The most commonly used data-collection instruments in education research are the following:
- Tests
- Scaled Questionnaires
- Surveys
- Interviews
- Observations.
It is critical that data-collection instruments have both
validity and
reliability. In general, instruments have validity when they measure what they are designed to measure. For example, results for 9th graders on a test of algebraic ability should be similar to their results on other tests of algebraic ability (e.g., test items on the Third International Mathematics and Science Study). Instruments are reliable if repeating a measurement within a short time span produces the same result. It is the responsibility of the researcher to report data on the validity and reliability of the instruments used for data collection in a study.
Caution:
Do not be fooled into thinking that because an instrument has a name, it is a valid measure of what is named. For example, an instrument called a “Test of Teacher Content Knowledge” is not necessarily a test that actually measures teacher content knowledge.
Hint:
Because there are so many things that can vary during a research study, a pilot test or a field test can increase the probability that measures are appropriate and that conclusions will be valid. Both types of tests refer to trial runs of all or some parts of a study. Data-collection instruments frequently undergo field testing to establish their validity and reliability. For example, prior to publishing a test, commercial-test developers conduct extensive field testing to demonstrate that the test is valid for its designed use and that test results are reliable.
Tests
With the current emphasis on accountability in education, tests (also known as assessments) are common data-collection instruments in education research. Most standardized tests are produced by commercial test developers who administer them to large samples of participants. The developers then analyze the results to determine the tests’ validity and reliability. Researchers who use a commercial test for a study should either summarize the information on validity and reliability or direct the reader to a source for obtaining it. To judge the validity of conclusions about test results, it is also necessary to know whether the test is norm-referenced or criterion-referenced. In addition, it is important to know for what uses a test was developed. A test that is a valid measure of algebraic ability might not be a valid measure of the ability to teach algebra.
Scaled Questionnaires
Scaled questionnaires (also called attitude scales) are often used to measure attitudes and beliefs. Most scaled questionnaires use a Likert scale, in which respondents are given choices reflecting varying degrees of intensity. For example, researchers have developed scaled questionnaires to measure school culture using items such as the following:
- In this school, staff members are recognized when they do a task well.

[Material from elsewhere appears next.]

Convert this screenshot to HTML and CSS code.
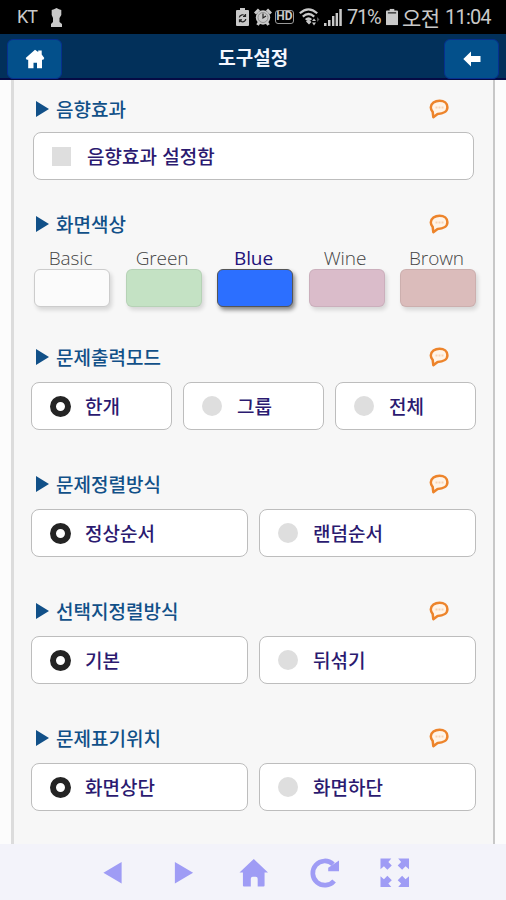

Choose one: Strongly Disagree, Disagree, Agree, Strongly Agree
Scaled questionnaires have the same validity and reliability requirements as tests. For example, what is the evidence that a school culture scale is actually measuring school culture and not some other property or characteristic of the school, such as material wealth? How a scaled questionnaire is used in a study also affects research validity. A scaled questionnaire developed to measure school culture might not have any relationship to leadership or student achievement, yet sometimes a researcher will make such unwarranted conclusions. The conclusions of a research study can be invalid despite the use of a valid data-collection instrument if the conclusions extend beyond the limits of what was measured.
Here’s an example of how scaled questionnaires are developed:
A scaled questionnaire designed to measure school culture might ask teachers and administrators questions such as the following:
- In this school, staff members are recognized when they do a task well.

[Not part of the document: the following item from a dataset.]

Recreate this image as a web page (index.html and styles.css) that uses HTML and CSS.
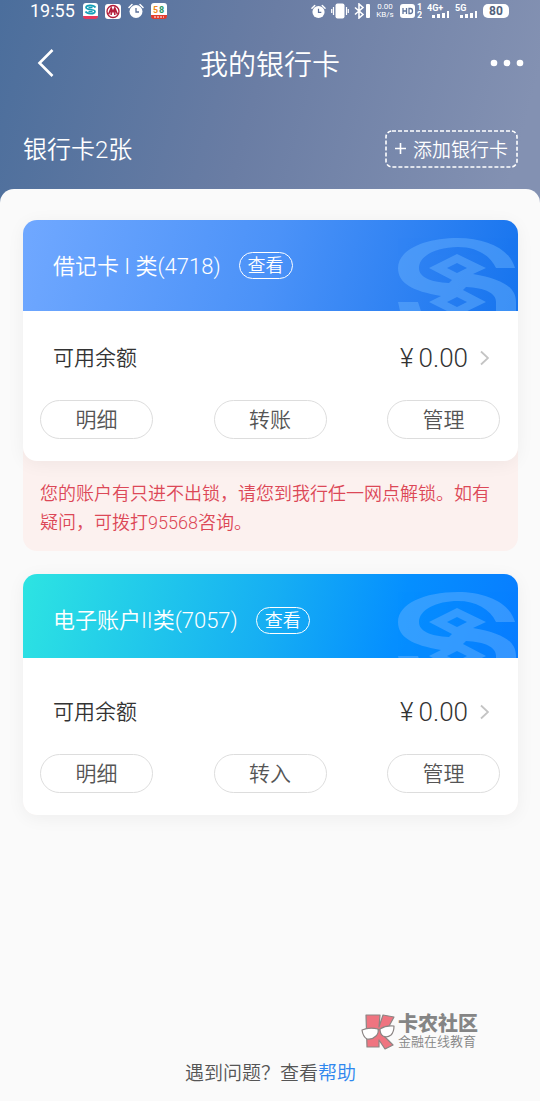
FILE: index.html
```html
<!DOCTYPE html>
<html lang="zh-CN">
<head>
<meta charset="utf-8">
<meta name="viewport" content="width=device-width, initial-scale=1">
<title>我的银行卡</title>
<link rel="stylesheet" href="styles.css">
</head>
<body>
<svg class="defs" width="0" height="0" aria-hidden="true">
  <symbol id="emblem" viewBox="0 0 120 73">
    <path fill-rule="evenodd" d="M117 30C112 11 88 0 60 0C26 0 0 12 0 30C0 45 14 53 43 58L31 64L59 78L88 64L65 52L68 49C87 50 98 55 98 64V73H118V64C118 49 104 41 75 36L88 30L59 16L31 30L54 42L51 45C32 44 21 39 21 30C21 18 38 9 60 9C78 9 92 17 98 30ZM49 30L59 25L69 30L59 35ZM49 64L59 59L69 64L59 69Z"/>
    <path d="M0 64H20L23 73H2Z"/>
  </symbol>
  <symbol id="alarm" viewBox="0 0 16 16">
    <path d="M1 4.500L4 1.500M12 1.500L15 4.500" fill="none" stroke="#fff" stroke-width="1.500" stroke-linecap="round"/>
    <circle cx="8" cy="8.500" r="6.500" fill="#fff"/>
    <path d="M8 5V9H11" fill="none" stroke="#5b7099" stroke-width="1.300"/>
  </symbol>
</svg>

<header class="hero">
  <div class="status">
    <div class="status-left">
      <span class="time">19:55</span>
      <svg width="15" height="16" viewBox="0 0 15 16"><rect width="15" height="15" rx="3" fill="#fff"/><path d="M0 13H15Q15 16 12 16H3Q0 16 0 13Z" fill="#e8385b"/><path d="M12.500 4.500C11 2 3 1.500 3 4.500S12 5.500 12 8.500S4 11 2.500 8.500M5.500 4.500H9.500M5.500 8.500H9.500" fill="none" stroke="#159eb7" stroke-width="1.700"/></svg>
      <svg width="16" height="15" viewBox="0 0 16 15"><rect width="16" height="15" rx="3" fill="#fff"/><circle cx="8" cy="7.500" r="6" fill="none" stroke="#b31c3a" stroke-width="1.300"/><path d="M3.500 10.500L6.200 4L8 8L9.800 4L12.500 10.500M6.200 5V11M9.800 5V11" fill="none" stroke="#b31c3a" stroke-width="1.500"/></svg>
      <svg width="16" height="16"><use href="#alarm"/></svg>
      <svg width="16" height="16" viewBox="0 0 16 16"><rect width="16" height="15" rx="3" fill="#fff"/><path d="M0 12H16V13Q16 16 13 16H3Q0 16 0 13Z" fill="#e33b2b"/><text x="2" y="10" class="app-num" fill="#ef8a1d">5</text><text x="8" y="10" class="app-num" fill="#289760">8</text><path d="M3 14H13" stroke="#fff" stroke-width="1" stroke-dasharray="2 1"/></svg>
    </div>
    <div class="status-right">
      <svg width="15" height="15" viewBox="0 0 16 16"><use href="#alarm"/></svg>
      <svg width="18" height="16" viewBox="0 0 18 16" fill="#fff"><rect x="4.500" y="0.500" width="9" height="15" rx="2"/><path d="M2.500 4V12M15.500 4V12M.7 6V10M17.300 6V10" stroke="#fff" stroke-width="1.200"/></svg>
      <svg width="16" height="16" viewBox="0 0 16 16"><path d="M1 4.500L9 11.500L5 15V1L9 4.500L1 11.500" fill="none" stroke="#fff" stroke-width="1.600"/><rect x="12" y="1" width="4" height="14" rx="1" fill="#fff"/></svg>
      <span class="speed"><span>0.00</span><span>KB/s</span></span>
      <svg width="22" height="16" viewBox="0 0 22 16" fill="#fff"><rect y="1" width="15" height="14" rx="3"/><path d="M3 5V11M3 8H6.500M6.500 5V11M9 5.500V10.500H10.500Q12.500 10.500 12.500 8T10.500 5.500Z" fill="none" stroke="#60759c" stroke-width="1.300"/><text x="17" y="7" class="net">1</text><text x="17" y="15" class="net">2</text></svg>
      <svg width="23" height="16" viewBox="0 0 23 16" fill="#fff"><text x="0" y="8" class="net">4G+</text><path d="M5 12h3v3H5zM10 11h3v4h-3zM15 10h3v5h-3zM20 8h2v7h-2z"/></svg>
      <svg width="23" height="16" viewBox="0 0 23 16" fill="#fff"><text x="0" y="8" class="net">5G</text><path d="M5 12h3v3H5zM10 11h3v4h-3zM15 10h3v5h-3zM20 8h2v7h-2z"/></svg>
      <span class="battery">80</span>
    </div>
  </div>

  <nav class="navbar">
    <button class="icon-btn" aria-label="返回"><svg width="18" height="30" viewBox="0 0 18 30"><path d="M15.500 2L2.500 15L15.500 28" fill="none" stroke="#fff" stroke-width="2.600"/></svg></button>
    <h1>我的银行卡</h1>
    <button class="icon-btn more" aria-label="更多"><svg width="34" height="8" viewBox="0 0 34 8" fill="#fff"><circle cx="4" cy="4" r="3.300"/><circle cx="17" cy="4" r="3.300"/><circle cx="30" cy="4" r="3.300"/></svg></button>
  </nav>

  <div class="summary">
    <span class="count">银行卡2张</span>
    <button class="add"><svg class="add-outline" aria-hidden="true"><rect width="100%" height="100%" rx="6"/></svg><svg width="11" height="11" viewBox="0 0 11 11"><path d="M5.500 0V11M0 5.500H11" stroke="#fff" stroke-width="1.600"/></svg><span>添加银行卡</span></button>
  </div>
</header>

<main class="panel">
  <section class="account">
    <article class="card">
      <div class="card-head debit">
        <h2>借记卡 I 类(4718)</h2>
        <button class="view">查看</button>
        <svg class="emblem" width="120" height="73"><use href="#emblem"/></svg>
      </div>
      <div class="card-body">
        <a class="balance" href="#"><span>可用余额</span><span class="amount"><span>¥</span><span>0.00</span></span><svg width="9" height="16" viewBox="0 0 9 16"><path d="M1 1.500L8 8L1 14.500" fill="none" stroke="#c4c4c4" stroke-width="1.800"/></svg></a>
        <div class="actions"><button>明细</button><button>转账</button><button>管理</button></div>
      </div>
    </article>
    <p class="notice">您的账户有只进不出锁，请您到我行任一网点解锁。如有疑问，可拨打95568咨询。</p>
  </section>

  <section class="account">
    <article class="card">
      <div class="card-head electronic">
        <h2>电子账户II类(7057)</h2>
        <button class="view">查看</button>
        <svg class="emblem" width="120" height="73"><use href="#emblem"/></svg>
      </div>
      <div class="card-body">
        <a class="balance" href="#"><span>可用余额</span><span class="amount"><span>¥</span><span>0.00</span></span><svg width="9" height="16" viewBox="0 0 9 16"><path d="M1 1.500L8 8L1 14.500" fill="none" stroke="#c4c4c4" stroke-width="1.800"/></svg></a>
        <div class="actions"><button>明细</button><button>转入</button><button>管理</button></div>
      </div>
    </article>
  </section>

  <footer class="footer">
    <div class="brand">
      <svg width="34" height="37" viewBox="0 0 34 37" stroke="#8b8584" stroke-linejoin="round"><path d="M5 2H19L18 14L22 2L33 4L27 15L22 22L32 32L24 36L18 27V34H6Z" fill="#ef7480" stroke-width="1.200"/><path d="M1 17Q8 14 17 16Q18 20 15 23Q11 27 6 26Q2 24 1 17ZM19 16Q25 12 33 13Q33 19 30 22Q26 25 22 23Q19 21 19 16ZM17 17L19 16.500" fill="#fff" stroke-width="1.200"/></svg>
      <div class="brand-text"><strong>卡农社区</strong><span>金融在线教育</span></div>
    </div>
    <p class="help">遇到问题？查看<a href="#">帮助</a></p>
  </footer>
</main>
</body>
</html>
```
FILE: styles.css
```css
* {
  box-sizing: border-box;
}

body {
  margin: 0;
  min-height: 100vh;
  display: flex;
  flex-direction: column;
  font-family: Roboto, "Noto Sans CJK SC", sans-serif;
  font-weight: 350;
  color: #333;
  background: linear-gradient(105deg, #4b6e9c 0, #6a7da4 270px, #8391b2 540px);
}

h1, h2, p {
  margin: 0;
  font-weight: inherit;
}

button {
  padding: 0;
  border: 0;
  background: none;
  color: inherit;
  font: inherit;
}

a {
  color: inherit;
  text-decoration: none;
}

svg {
  display: block;
  flex: none;
}

.defs {
  position: absolute;
}

.hero {
  color: #fff;
}

.status {
  display: flex;
  justify-content: space-between;
  align-items: center;
  height: 22px;
  padding: 0 31px 0 30px;
}

.status-left {
  display: flex;
  align-items: center;
  gap: 7px;
}

.status-right {
  display: flex;
  align-items: center;
  gap: 5px;
}

.time {
  margin-right: 1px;
  font-size: 18px;
  font-weight: 400;
  line-height: 22px;
}

.speed {
  display: flex;
  flex-direction: column;
  width: 20px;
  font-size: 8px;
  font-weight: 400;
  line-height: 8px;
  text-align: center;
}

.app-num,
.net {
  font-size: 9px;
  font-weight: 700;
}

.battery {
  width: 26px;
  border-radius: 5px;
  background: #fff;
  color: #52617c;
  font-size: 12px;
  font-weight: 700;
  line-height: 14px;
  text-align: center;
}

.navbar {
  display: grid;
  grid-template-columns: 1fr auto 1fr;
  align-items: center;
  height: 82px;
  padding: 0 16px 0 37px;
}

.navbar h1 {
  margin-right: 21px;
  padding-top: 5px;
  font-size: 28px;
  line-height: 40px;
}

.icon-btn {
  justify-self: start;
}

.more {
  justify-self: end;
}

.summary {
  display: flex;
  justify-content: space-between;
  align-items: center;
  height: 85px;
  padding: 4px 22px 0 23px;
}

.count {
  padding-top: 2px;
  font-size: 24px;
  line-height: 34px;
}

.add {
  position: relative;
  display: flex;
  align-items: center;
  gap: 7px;
  height: 38px;
  padding: 0 10px;
  font-size: 19px;
}

.add-outline {
  position: absolute;
  top: 1px;
  left: 1px;
  width: calc(100% - 2px);
  height: calc(100% - 2px);
  overflow: visible;
  fill: none;
  stroke: #fff;
  stroke-width: 1.6;
  stroke-dasharray: 4 2;
}

.panel {
  flex: 1;
  display: flex;
  flex-direction: column;
  gap: 23px;
  padding: 31px 22px 12px 23px;
  border-radius: 14px 14px 0 0;
  background: #fafafa;
}

.account {
  border-radius: 14px;
  background: #fcf1ef;
}

.card {
  display: flex;
  flex-direction: column;
  min-height: 241px;
  border-radius: 14px;
  overflow: hidden;
  background: #fff;
  box-shadow: 0 3px 18px rgba(0, 0, 0, 0.05);
}

.card-head {
  position: relative;
  display: flex;
  align-items: center;
  gap: 18px;
  padding: 0 30px;
  overflow: hidden;
  color: #fff;
}

.debit {
  height: 91px;
  background: linear-gradient(105deg, #70a8ff, #4b92f8 50%, #1674ee);
}

.electronic {
  height: 84px;
  padding-top: 8px;
  background: linear-gradient(105deg, #2de4e2, #16aef3 50%, #058fff 75%, #087cff);
}

.card-head h2 {
  padding-top: 2px;
  font-size: 22px;
  line-height: 32px;
}

.view {
  height: 27px;
  padding: 0 8px;
  border: 1px solid #fff;
  border-radius: 14px;
  font-size: 18px;
  line-height: 26px;
}

.emblem {
  position: absolute;
  top: 18px;
  right: 0;
  fill: #6bb4ff;
  opacity: 0.45;
}

.card-body {
  flex: 1;
  display: flex;
  flex-direction: column;
  justify-content: flex-end;
  gap: 26px;
  padding: 0 18px 22px 17px;
}

.balance {
  display: flex;
  align-items: center;
  padding: 0 11px 0 13px;
  font-size: 21px;
  line-height: 32px;
}

.amount {
  display: flex;
  gap: 5px;
  margin: 0 12px 0 auto;
  font-size: 26px;
}

.actions {
  display: flex;
  justify-content: space-between;
}

.actions button {
  width: 113px;
  height: 39px;
  border: 1px solid #ddd;
  border-radius: 20px;
  color: #555;
  font-size: 21px;
  line-height: 38px;
}

.notice {
  padding: 18px 18px 14px 17px;
  color: #dc4857;
  font-size: 18px;
  line-height: 29px;
}

.footer {
  margin-top: auto;
}

.brand {
  display: flex;
  align-items: center;
  justify-content: flex-end;
  gap: 3px;
  padding-right: 40px;
  color: #858585;
}

.brand-text {
  display: flex;
  flex-direction: column;
  padding-top: 2px;
}

.brand-text strong {
  font-size: 20px;
  font-weight: 900;
  line-height: 20px;
}

.brand-text span {
  font-size: 13px;
  line-height: 16px;
}

.help {
  margin-top: 9px;
  color: #555;
  font-size: 19px;
  line-height: 30px;
  text-align: center;
}

.help a {
  color: #2f87ee;
}
```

Choose one: Strongly Disagree, Disagree, Agree, Strongly Agree
- I feel comfortable about discussing my concerns in this school.

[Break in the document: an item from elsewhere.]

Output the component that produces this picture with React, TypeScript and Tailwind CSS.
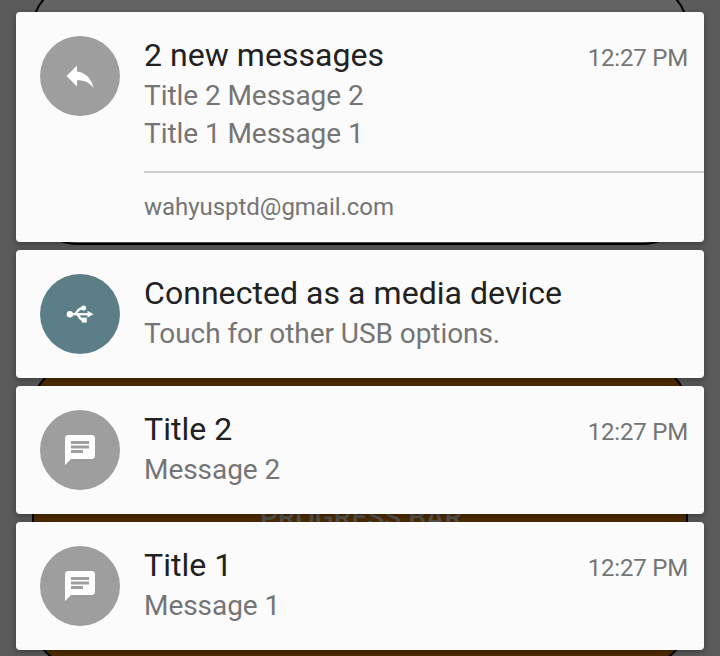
import type { ReactNode } from 'react';

const ReplyIcon = () => (
  <svg viewBox="0 0 24 24" className="size-9 fill-white">
    <path d="M10 9V5l-7 7 7 7v-4.1c5 0 8.5 1.6 11 5.1-1-5-4-10-11-11z" />
  </svg>
);

const ChatIcon = () => (
  <svg viewBox="0 0 24 24" className="size-9 fill-white">
    <path d="M20 2H4c-1.1 0-1.99.9-1.99 2L2 22l4-4h14c1.1 0 2-.9 2-2V4c0-1.1-.9-2-2-2zM6 9h12v2H6V9zm8 5H6v-2h8v2zm4-6H6V6h12v2z" />
  </svg>
);

const UsbIcon = () => (
  <svg viewBox="0 0 28 18" className="h-[18px] w-7">
    <g fill="none" stroke="white" strokeWidth="2.3">
      <path d="M4 9.2H23" />
      <path d="M8.5 9C12 8 10.5 3.6 17 3.2" />
      <path d="M11 9.6C14 10.5 12.5 14.8 18 15" />
    </g>
    <g fill="white">
      <circle cx="3.9" cy="9.2" r="3.2" />
      <path d="M21.5 5.8L27.4 9.2L21.5 12.6z" />
      <circle cx="17.6" cy="3" r="2.5" />
      <path d="M15.8 12.6h5v5h-5z" />
    </g>
  </svg>
);

function Card({
  icon,
  iconColor,
  title,
  time,
  lines,
  account,
}: {
  icon: ReactNode;
  iconColor: string;
  title: string;
  time?: string;
  lines: string[];
  account?: string;
}) {
  return (
    <article
      className={`relative flex shrink-0 rounded-[4px] bg-[#fbfbfb] pt-6 pl-6 shadow-[0_2px_6px_rgba(0,0,0,0.35)] ${account ? 'h-[230px]' : 'h-32'}`}
    >
      <div className={`flex size-20 shrink-0 items-center justify-center rounded-full ${iconColor}`}>{icon}</div>
      <div className="ml-6 flex-1">
        <div className="flex justify-between pr-4">
          <h2 className="text-[32px] leading-[38px] tracking-[0.05px] text-[#212121]">{title}</h2>
          {time && (
            <time className="-mb-px pt-1.5 text-2xl leading-8 tracking-[-0.2px] text-[#757575]">{time}</time>
          )}
        </div>
        <div className="pt-[3px] text-[28px] leading-[38px] tracking-[-0.06px] text-[#757575]">
          {lines.map((line) => (
            <p key={line}>{line}</p>
          ))}
        </div>
        {account && (
          <div className="mt-[18px] border-t-2 border-[#cfcfcf] pt-[18px] text-2xl leading-8 tracking-[-0.03px] text-[#757575]">
            {account}
          </div>
        )}
      </div>
    </article>
  );
}

export default function App() {
  return (
    <main className="relative h-[656px] w-[720px] overflow-hidden bg-[#5b5b5b] font-[Roboto,sans-serif]">
      <div className="absolute top-[-17px] left-8 h-[262px] w-[656px] rounded-[45px] border-2 border-black bg-[#636363]" />
      <div className="absolute top-[363px] left-8 flex h-[303px] w-[656px] items-center justify-center rounded-[45px] border-2 border-black bg-[#502d00] pt-[7px] pl-[2px] text-[28px] font-medium text-[#565451]">
        PROGRESS BAR
      </div>
      <div className="relative flex flex-col gap-2 px-4 pt-3">
        <Card
          icon={<ReplyIcon />}
          iconColor="bg-[#9e9e9e]"
          title="2 new messages"
          time="12:27 PM"
          lines={['Title 2 Message 2', 'Title 1 Message 1']}
          account="wahyusptd@gmail.com"
        />
        <Card
          icon={<UsbIcon />}
          iconColor="bg-[#5c7e87]"
          title="Connected as a media device"
          lines={['Touch for other USB options.']}
        />
        <Card icon={<ChatIcon />} iconColor="bg-[#9e9e9e]" title="Title 2" time="12:27 PM" lines={['Message 2']} />
        <Card icon={<ChatIcon />} iconColor="bg-[#9e9e9e]" title="Title 1" time="12:27 PM" lines={['Message 1']} />
      </div>
    </main>
  );
}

Choose one: Strongly Disagree, Disagree, Agree, Strongly Agree
To develop a scaled questionnaire (also called an
attitude scale), a researcher asks a large sample of participants to respond to a large number of items the researcher has judged to have
content validity with regard to a particular concept. For example, the researcher might verify with practitioners and other researchers that the items concern aspects of school culture. Next, the researcher often reduces the number of questionnaire items through a statistical procedure called
factor analysis, which results in a small number of factors that relate to school culture. The researcher might call one factor “staff relations” because it consists of eight items that have to do with staff interactions. In studies where factor analysis has been used, it is important to identify the actual questionnaire items that make up a factor. Sometimes the name that the researcher gives to the factor might not reflect what was asked of participants. For example, questionnaire items for “staff relations” might ask participants only about interactions with the principal and not about interactions with teachers. It also is important to examine the
reliability coefficient for each factor to determine how strongly the questionnaire items that represent a factor are related to one another. A low reliability coefficient (e.g., less than .50) means that the factor is not representative of the questionnaire items.
Surveys
Surveys are widely used in education research, particularly in descriptive research studies. The key to a good survey is its design. The survey items should be carefully chosen to produce the data needed to answer the research questions. Survey items should be clear and should not bias a respondent toward particular answers (such as socially desirable responses). When the survey is the main data-collection instrument in a study, the researcher should include the survey in an appendix or make it available upon request. When a survey is mailed as a questionnaire rather than administered in person, a frequent problem is low response rate. Studies that use mailed questionnaires should always report the response rate and discuss the implications if it is low (i.e., less than 75%). If the response rate is low, the results might not be representative of the group of persons to whom the questionnaire was mailed. It is particularly important to know in a comparative descriptive study whether the response rates were different for the different groups.
Interviews
Interviews are surveys that are administered verbally, either individually or in groups. An interview protocol can be structured or unstructured. Interviews are more reactive measures than are paper-and-pencil questionnaires. For this reason, interviewers should have training in conducting the interview. This is especially true when more than one interviewer is gathering data. If the interviewers are not asking the questions in the same way, comparisons of data across different interviewees will be invalid. The researcher should describe the interviewer training in the research report and should include the interview protocol in an appendix or provide it upon request.
Hint:
A focus group is a group of participants who are interviewed together and encouraged to share their opinions on a specific topic, which is the focus of the interview. The interviewer (also called the moderator) should have training in conducting this type of interview because adequately and accurately capturing the discussion is not a simple matter.
Observations
Observation protocols are instruments used to document observations, usually in classrooms. A good observation protocol has clear operational definitions of the behaviors to be observed, as well as guidelines for recording the frequency of each behavior. For example, an observation protocol for a study of teachers’ instructional practices should list the various expected teaching behaviors (e.g., small-group discussion), provide operational definitions of each behavior (e.g., three to six students discussing problems), and indicate the length of each observational period (e.g., two hours) as well as the frequency of the observations (e.g., two times each week for four weeks). The researcher should provide information about the inter-rater reliability of the observation protocol. If multiple observers are used in a study and the observers do not agree on what they are observing, conclusions about the observational data will be invalid.